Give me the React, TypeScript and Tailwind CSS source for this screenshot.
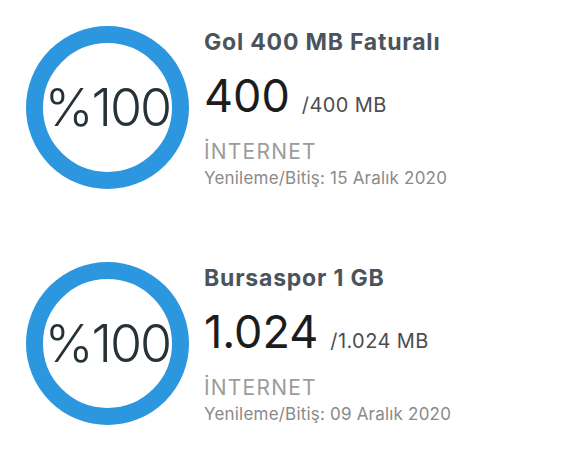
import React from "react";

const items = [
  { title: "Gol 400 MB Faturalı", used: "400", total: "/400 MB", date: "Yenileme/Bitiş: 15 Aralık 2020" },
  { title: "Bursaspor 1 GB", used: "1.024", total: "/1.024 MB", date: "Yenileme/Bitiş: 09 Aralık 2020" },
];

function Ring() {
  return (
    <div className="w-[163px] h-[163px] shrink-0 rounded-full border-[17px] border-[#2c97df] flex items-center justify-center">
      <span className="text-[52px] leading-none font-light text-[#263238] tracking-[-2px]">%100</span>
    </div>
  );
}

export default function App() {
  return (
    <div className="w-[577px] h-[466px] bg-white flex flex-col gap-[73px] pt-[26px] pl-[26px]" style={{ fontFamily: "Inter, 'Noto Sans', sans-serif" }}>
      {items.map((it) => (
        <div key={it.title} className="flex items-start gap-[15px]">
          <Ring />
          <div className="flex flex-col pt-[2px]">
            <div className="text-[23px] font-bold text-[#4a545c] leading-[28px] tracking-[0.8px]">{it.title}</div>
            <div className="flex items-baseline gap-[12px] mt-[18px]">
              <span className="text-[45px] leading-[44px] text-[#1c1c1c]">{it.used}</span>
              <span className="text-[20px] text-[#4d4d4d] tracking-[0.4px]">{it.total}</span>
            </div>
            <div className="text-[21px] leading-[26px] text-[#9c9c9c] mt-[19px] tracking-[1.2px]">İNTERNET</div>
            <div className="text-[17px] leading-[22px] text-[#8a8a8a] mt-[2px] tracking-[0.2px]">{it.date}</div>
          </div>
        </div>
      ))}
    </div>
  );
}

- **GIVEN INSTRUCTION**:
Looking back at the lines above, state how many contain the word "React", and supply nothing besides the number.

- **SOLVED PROBLEM**:
2